## DIRECTIVE
Go through the listing and return every line with "index" in it.

Code that builds pages
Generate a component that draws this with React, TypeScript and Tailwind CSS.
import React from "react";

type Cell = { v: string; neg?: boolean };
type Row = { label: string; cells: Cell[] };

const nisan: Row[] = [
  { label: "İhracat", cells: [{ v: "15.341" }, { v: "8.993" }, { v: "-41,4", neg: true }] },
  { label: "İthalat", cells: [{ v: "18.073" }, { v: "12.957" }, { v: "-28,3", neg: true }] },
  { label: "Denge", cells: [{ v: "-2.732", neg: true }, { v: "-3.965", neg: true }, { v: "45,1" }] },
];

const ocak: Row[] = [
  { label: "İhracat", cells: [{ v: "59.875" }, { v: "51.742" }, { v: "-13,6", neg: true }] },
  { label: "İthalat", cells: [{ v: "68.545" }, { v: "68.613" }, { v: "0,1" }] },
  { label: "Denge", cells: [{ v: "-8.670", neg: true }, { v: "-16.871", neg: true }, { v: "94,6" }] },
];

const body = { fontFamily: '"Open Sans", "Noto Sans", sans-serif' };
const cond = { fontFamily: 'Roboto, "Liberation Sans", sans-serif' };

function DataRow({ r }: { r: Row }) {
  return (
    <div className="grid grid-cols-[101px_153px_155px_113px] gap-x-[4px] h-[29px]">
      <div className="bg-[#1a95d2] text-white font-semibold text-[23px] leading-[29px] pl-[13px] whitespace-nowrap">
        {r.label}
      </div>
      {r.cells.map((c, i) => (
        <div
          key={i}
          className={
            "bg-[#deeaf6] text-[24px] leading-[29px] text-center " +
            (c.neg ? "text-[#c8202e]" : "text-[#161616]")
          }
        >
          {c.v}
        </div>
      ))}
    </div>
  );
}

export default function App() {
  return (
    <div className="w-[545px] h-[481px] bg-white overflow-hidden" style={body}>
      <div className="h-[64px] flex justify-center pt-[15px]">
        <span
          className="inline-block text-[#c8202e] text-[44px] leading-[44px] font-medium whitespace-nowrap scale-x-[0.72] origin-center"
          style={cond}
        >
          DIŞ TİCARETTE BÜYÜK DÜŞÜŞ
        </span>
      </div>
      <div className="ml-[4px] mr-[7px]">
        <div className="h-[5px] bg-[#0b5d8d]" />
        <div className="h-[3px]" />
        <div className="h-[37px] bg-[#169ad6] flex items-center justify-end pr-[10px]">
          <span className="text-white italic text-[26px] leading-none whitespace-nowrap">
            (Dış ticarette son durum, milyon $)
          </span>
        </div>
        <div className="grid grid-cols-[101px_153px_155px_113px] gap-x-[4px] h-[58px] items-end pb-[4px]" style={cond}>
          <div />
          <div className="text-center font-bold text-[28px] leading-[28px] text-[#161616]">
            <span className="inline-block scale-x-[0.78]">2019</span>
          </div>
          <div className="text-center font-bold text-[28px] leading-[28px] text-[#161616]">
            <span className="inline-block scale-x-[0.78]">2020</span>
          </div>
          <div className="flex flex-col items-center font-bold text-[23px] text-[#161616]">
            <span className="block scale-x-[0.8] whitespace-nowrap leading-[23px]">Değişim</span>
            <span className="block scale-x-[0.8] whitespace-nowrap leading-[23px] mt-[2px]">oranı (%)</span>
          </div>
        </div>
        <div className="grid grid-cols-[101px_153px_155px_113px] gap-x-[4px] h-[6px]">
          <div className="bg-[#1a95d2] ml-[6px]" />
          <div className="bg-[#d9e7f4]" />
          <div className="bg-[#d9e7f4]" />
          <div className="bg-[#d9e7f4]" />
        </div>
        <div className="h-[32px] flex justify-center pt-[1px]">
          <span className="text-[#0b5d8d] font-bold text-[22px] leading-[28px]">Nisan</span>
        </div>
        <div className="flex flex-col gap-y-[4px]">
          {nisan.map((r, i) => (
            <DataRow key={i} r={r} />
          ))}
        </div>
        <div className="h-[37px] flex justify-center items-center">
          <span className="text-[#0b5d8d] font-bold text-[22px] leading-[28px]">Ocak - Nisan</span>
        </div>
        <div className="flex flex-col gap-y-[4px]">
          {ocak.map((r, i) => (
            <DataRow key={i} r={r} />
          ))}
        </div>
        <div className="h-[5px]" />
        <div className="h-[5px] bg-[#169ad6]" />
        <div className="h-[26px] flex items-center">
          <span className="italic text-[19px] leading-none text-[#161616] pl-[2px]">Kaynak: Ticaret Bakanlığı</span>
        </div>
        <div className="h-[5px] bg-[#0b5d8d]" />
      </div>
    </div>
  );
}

...

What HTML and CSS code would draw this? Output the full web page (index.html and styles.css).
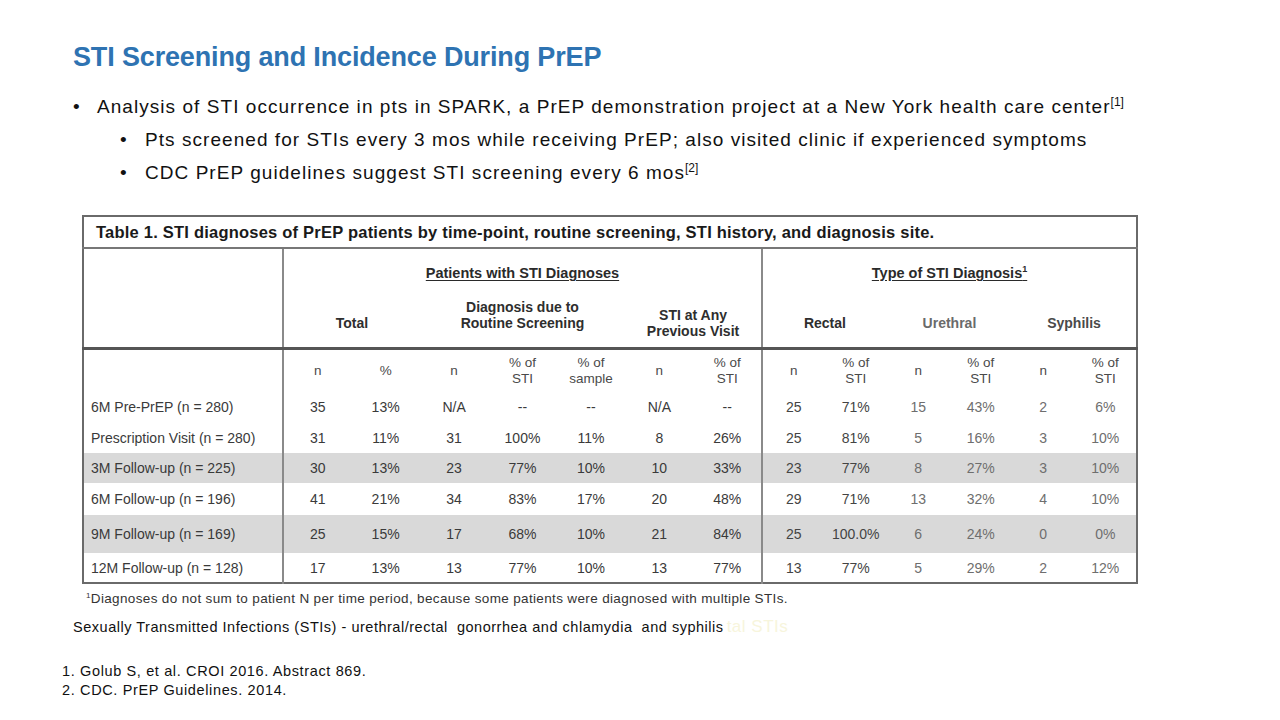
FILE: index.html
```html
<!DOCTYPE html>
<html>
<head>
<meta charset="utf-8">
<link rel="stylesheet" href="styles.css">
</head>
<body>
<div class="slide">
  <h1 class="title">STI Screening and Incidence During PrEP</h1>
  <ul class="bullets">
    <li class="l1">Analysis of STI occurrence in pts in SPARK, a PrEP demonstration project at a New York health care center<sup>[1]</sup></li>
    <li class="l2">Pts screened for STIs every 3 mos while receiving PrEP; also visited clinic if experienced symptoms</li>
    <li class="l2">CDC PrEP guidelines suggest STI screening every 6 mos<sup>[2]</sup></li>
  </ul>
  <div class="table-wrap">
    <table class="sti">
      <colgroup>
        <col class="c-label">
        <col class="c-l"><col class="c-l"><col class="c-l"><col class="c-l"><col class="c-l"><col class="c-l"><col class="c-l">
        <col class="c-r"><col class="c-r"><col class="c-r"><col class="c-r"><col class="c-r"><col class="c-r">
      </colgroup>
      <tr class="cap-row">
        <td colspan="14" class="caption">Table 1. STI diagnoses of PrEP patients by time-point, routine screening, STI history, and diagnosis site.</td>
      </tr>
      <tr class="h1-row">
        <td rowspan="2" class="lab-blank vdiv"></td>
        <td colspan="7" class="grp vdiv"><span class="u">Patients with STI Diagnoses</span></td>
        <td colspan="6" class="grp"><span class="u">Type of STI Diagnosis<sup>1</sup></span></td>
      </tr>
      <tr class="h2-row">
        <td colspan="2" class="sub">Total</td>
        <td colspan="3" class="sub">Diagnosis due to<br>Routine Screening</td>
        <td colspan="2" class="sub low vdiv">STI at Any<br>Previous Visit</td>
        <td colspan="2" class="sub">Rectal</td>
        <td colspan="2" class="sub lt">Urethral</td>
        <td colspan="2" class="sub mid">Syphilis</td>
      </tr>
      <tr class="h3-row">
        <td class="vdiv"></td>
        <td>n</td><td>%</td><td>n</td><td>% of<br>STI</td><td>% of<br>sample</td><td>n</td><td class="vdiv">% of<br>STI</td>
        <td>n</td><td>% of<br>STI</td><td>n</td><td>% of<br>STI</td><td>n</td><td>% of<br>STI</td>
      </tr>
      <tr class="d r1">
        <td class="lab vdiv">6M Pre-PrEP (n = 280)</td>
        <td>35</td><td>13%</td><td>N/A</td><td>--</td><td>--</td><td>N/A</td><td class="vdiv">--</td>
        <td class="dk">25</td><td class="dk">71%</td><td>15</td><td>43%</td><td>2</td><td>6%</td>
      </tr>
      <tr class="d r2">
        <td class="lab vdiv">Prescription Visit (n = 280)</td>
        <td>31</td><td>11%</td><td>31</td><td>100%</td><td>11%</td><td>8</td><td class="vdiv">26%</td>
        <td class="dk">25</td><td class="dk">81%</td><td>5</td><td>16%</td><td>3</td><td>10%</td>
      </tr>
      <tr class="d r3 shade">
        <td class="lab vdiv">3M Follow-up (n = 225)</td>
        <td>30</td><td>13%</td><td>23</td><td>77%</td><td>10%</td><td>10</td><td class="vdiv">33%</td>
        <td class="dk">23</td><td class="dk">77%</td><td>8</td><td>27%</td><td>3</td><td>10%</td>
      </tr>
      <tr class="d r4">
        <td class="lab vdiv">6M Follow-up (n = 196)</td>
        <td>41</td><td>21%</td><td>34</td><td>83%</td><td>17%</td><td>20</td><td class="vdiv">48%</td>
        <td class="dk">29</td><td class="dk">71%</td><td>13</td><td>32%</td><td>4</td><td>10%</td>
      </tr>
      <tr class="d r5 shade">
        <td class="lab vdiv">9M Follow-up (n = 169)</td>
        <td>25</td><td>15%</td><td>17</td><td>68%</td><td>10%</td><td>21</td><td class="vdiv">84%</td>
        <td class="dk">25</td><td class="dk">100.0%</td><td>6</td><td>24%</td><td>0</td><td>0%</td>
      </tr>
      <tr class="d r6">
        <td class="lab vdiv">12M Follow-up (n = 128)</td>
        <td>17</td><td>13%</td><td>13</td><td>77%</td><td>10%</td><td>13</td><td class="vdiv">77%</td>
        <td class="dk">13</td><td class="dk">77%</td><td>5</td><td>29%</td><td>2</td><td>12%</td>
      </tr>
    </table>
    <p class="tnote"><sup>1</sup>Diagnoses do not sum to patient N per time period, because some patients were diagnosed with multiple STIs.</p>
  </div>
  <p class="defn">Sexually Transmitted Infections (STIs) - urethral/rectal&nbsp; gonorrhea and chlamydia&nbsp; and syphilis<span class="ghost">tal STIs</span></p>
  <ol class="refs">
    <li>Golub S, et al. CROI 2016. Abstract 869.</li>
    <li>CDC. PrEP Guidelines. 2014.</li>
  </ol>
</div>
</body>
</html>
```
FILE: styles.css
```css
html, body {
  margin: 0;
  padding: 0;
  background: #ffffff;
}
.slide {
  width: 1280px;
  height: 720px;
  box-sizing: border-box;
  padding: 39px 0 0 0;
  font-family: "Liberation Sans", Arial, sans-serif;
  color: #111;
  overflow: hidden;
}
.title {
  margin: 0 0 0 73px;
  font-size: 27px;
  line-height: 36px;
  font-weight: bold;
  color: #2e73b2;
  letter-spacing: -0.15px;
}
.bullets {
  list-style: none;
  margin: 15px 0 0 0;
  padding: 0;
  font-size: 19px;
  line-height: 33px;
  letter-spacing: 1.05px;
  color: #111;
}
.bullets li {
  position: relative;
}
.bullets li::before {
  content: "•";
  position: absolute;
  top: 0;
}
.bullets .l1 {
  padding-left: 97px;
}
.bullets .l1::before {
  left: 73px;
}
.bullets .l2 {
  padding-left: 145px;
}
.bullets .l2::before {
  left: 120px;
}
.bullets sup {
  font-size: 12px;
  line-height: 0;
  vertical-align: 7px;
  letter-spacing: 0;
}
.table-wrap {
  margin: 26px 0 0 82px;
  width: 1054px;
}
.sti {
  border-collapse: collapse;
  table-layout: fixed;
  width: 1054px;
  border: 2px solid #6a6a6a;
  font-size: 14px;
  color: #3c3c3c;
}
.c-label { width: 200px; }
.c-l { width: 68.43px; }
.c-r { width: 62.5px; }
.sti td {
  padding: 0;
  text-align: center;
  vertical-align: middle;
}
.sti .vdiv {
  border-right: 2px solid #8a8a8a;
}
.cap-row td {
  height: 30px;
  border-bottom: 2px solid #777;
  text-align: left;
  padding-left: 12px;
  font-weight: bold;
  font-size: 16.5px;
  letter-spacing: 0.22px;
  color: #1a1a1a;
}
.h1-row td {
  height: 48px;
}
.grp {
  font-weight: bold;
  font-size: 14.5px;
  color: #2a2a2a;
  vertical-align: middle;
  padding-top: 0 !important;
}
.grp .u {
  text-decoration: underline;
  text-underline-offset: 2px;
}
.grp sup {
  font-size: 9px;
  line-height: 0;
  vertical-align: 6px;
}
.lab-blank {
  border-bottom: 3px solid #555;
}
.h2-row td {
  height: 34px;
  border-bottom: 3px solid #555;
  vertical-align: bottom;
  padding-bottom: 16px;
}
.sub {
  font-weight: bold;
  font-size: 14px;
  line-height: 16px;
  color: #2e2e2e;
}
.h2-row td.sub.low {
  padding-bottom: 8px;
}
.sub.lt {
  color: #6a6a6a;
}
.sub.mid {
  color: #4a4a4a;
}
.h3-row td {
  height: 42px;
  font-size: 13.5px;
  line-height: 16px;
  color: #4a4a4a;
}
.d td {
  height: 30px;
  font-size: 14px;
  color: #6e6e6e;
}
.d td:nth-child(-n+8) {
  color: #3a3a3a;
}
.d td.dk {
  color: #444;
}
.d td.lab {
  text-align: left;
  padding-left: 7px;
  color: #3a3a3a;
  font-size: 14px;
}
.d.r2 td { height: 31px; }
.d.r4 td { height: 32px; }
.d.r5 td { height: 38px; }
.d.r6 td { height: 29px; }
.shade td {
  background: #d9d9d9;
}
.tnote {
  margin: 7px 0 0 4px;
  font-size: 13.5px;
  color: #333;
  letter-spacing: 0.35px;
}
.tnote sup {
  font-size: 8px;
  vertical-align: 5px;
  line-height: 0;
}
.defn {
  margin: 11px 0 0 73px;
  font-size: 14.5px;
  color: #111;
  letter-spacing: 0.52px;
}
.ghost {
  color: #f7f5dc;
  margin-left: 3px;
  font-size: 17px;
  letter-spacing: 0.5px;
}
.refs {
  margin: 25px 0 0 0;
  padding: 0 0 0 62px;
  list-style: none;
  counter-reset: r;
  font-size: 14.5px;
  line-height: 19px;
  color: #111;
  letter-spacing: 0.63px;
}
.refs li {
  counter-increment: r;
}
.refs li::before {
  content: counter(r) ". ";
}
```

--

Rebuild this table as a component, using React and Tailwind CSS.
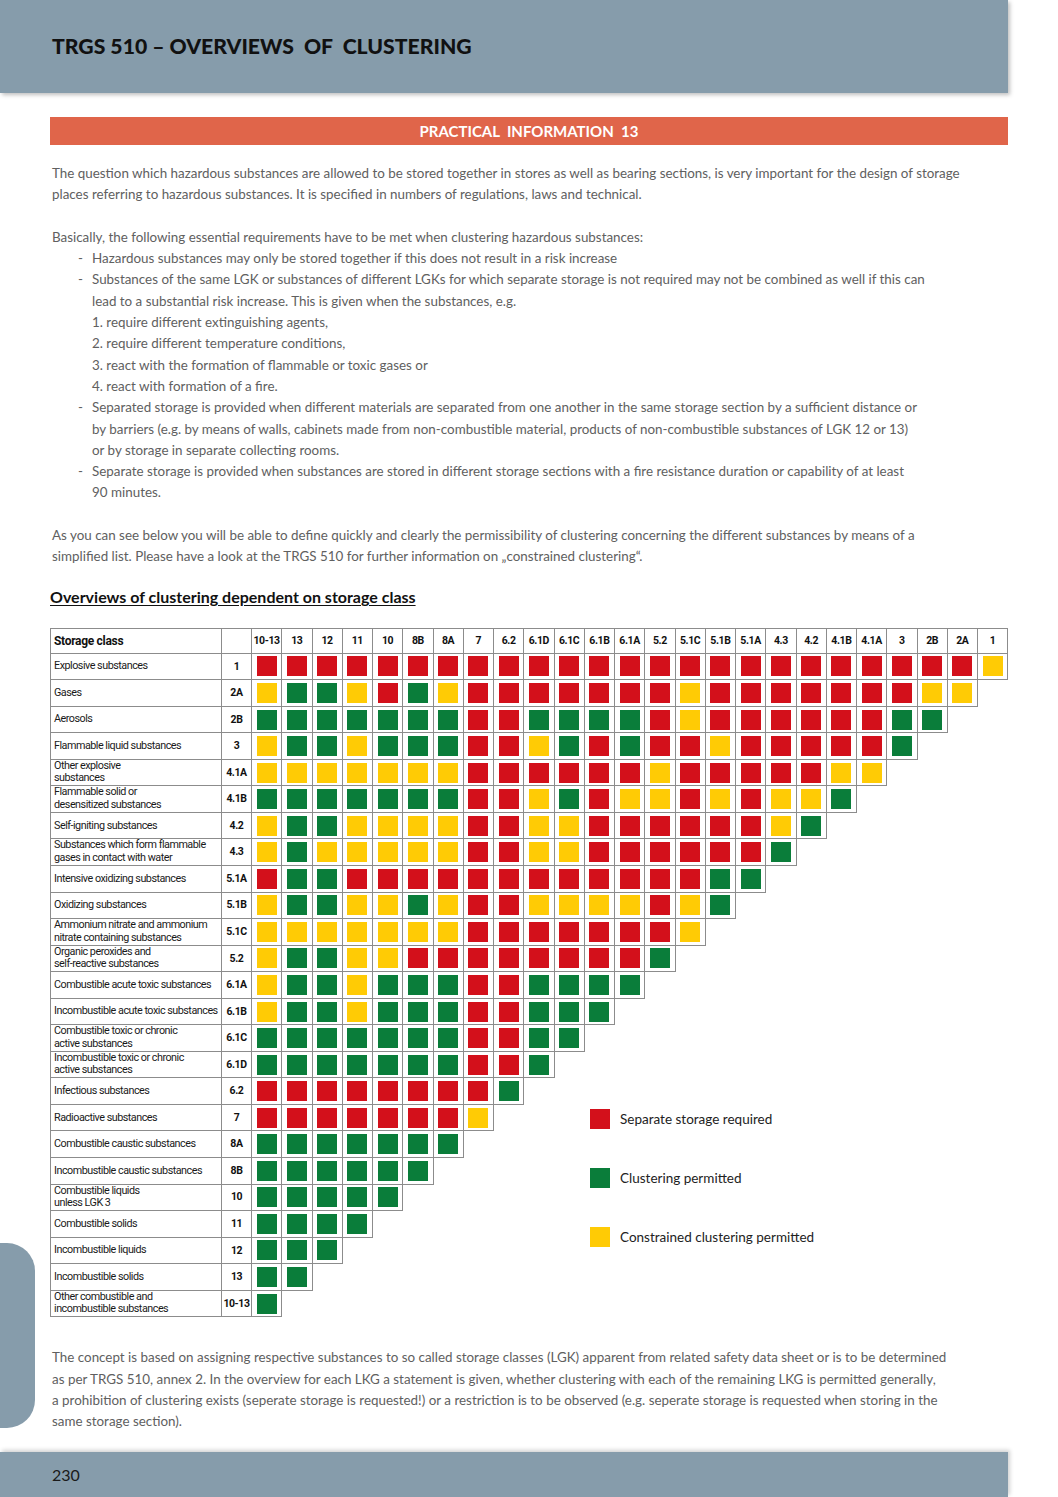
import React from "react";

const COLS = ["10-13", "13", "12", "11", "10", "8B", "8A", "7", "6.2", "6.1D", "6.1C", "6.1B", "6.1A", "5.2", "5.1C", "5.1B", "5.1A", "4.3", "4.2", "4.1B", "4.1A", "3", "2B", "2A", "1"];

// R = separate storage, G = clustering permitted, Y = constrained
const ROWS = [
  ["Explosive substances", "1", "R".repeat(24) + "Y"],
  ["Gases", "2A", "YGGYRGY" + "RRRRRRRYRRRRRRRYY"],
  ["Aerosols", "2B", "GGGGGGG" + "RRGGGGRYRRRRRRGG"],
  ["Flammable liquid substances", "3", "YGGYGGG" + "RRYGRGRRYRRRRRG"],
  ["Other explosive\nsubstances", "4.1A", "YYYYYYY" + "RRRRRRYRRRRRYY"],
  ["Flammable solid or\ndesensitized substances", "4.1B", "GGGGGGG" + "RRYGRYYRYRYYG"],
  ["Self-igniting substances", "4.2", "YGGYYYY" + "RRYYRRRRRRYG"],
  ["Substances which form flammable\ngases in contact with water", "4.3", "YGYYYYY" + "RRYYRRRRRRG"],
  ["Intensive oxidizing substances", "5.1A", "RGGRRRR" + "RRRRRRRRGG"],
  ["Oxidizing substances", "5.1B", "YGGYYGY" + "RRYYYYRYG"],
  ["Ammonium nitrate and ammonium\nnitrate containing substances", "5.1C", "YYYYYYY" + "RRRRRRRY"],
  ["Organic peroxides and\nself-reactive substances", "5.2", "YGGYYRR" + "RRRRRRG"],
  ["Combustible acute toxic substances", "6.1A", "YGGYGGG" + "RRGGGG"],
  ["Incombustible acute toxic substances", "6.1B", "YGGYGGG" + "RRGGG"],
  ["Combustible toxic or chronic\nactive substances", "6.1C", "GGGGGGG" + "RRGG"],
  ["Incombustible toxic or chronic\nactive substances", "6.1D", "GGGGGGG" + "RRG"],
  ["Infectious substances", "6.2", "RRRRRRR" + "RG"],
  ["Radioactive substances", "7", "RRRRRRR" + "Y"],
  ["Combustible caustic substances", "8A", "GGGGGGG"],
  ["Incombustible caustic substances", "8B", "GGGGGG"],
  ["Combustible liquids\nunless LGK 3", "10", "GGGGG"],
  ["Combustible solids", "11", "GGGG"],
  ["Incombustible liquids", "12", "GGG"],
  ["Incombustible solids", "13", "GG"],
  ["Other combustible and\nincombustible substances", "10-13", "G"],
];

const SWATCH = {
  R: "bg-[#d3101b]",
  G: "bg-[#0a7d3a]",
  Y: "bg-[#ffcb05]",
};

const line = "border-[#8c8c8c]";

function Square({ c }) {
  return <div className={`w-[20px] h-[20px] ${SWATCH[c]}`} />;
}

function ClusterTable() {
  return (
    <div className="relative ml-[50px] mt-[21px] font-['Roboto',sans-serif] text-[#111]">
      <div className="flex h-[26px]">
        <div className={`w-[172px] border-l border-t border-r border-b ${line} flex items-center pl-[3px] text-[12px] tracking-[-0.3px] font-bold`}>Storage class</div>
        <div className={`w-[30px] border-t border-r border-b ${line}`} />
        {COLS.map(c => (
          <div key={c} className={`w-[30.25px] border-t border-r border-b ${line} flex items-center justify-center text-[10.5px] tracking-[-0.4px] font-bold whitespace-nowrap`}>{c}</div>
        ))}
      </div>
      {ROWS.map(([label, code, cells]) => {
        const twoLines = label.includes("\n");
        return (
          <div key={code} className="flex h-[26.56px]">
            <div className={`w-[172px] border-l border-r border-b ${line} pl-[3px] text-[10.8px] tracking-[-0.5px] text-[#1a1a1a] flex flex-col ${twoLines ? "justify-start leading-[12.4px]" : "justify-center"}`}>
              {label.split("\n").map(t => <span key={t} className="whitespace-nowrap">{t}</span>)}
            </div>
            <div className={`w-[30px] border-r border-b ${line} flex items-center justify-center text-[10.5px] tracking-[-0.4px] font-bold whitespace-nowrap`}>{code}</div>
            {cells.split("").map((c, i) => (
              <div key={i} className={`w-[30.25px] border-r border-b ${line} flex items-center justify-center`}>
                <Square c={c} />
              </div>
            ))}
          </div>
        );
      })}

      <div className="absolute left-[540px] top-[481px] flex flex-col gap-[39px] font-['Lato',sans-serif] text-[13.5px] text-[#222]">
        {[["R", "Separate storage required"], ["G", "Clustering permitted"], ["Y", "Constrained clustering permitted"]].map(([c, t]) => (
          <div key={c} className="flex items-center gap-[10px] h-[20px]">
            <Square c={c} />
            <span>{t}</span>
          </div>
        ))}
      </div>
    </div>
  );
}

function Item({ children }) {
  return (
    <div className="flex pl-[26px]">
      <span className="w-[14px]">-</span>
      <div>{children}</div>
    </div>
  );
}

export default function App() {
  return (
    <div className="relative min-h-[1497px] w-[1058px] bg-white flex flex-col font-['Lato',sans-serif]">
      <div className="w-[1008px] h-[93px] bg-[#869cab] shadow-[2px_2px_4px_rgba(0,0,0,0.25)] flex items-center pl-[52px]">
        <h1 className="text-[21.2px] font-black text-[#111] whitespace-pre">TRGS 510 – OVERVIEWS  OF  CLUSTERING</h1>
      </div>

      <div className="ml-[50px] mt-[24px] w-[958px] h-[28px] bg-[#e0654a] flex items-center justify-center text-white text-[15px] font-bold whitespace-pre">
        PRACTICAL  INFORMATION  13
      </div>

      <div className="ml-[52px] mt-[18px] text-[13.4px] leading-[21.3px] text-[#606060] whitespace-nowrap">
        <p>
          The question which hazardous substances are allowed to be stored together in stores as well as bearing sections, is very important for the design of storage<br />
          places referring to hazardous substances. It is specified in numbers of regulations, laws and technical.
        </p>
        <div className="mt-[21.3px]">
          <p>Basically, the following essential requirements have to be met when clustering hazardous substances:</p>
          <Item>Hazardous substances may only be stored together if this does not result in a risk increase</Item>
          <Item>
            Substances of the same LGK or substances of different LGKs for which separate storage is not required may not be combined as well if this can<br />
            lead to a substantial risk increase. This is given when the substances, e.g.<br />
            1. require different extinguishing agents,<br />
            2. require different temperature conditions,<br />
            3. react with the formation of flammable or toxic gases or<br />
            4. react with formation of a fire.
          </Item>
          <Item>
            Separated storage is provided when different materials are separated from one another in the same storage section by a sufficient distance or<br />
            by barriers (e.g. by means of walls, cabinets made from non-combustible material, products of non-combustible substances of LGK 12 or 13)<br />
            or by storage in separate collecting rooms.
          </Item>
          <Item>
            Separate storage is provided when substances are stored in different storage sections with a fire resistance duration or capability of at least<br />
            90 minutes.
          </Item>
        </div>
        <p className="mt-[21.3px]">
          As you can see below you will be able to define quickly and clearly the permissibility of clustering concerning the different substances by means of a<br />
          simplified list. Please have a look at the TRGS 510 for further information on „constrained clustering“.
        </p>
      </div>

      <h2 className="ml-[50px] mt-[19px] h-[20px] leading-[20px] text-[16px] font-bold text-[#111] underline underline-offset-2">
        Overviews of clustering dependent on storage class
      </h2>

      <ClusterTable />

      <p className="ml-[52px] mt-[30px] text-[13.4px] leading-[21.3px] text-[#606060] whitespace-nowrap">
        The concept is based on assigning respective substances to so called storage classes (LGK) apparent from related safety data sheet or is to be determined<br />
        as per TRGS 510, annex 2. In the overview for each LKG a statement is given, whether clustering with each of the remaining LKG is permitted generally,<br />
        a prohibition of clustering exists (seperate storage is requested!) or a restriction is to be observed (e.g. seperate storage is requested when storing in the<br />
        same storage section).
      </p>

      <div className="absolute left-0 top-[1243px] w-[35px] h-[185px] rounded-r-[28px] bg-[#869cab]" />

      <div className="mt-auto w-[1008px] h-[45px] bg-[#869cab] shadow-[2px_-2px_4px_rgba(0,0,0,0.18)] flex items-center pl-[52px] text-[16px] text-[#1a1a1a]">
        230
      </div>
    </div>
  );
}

## RESPONSE BELOW
What HTML and CSS code would draw this? Output the full web page (index.html and styles.css).
FILE: index.html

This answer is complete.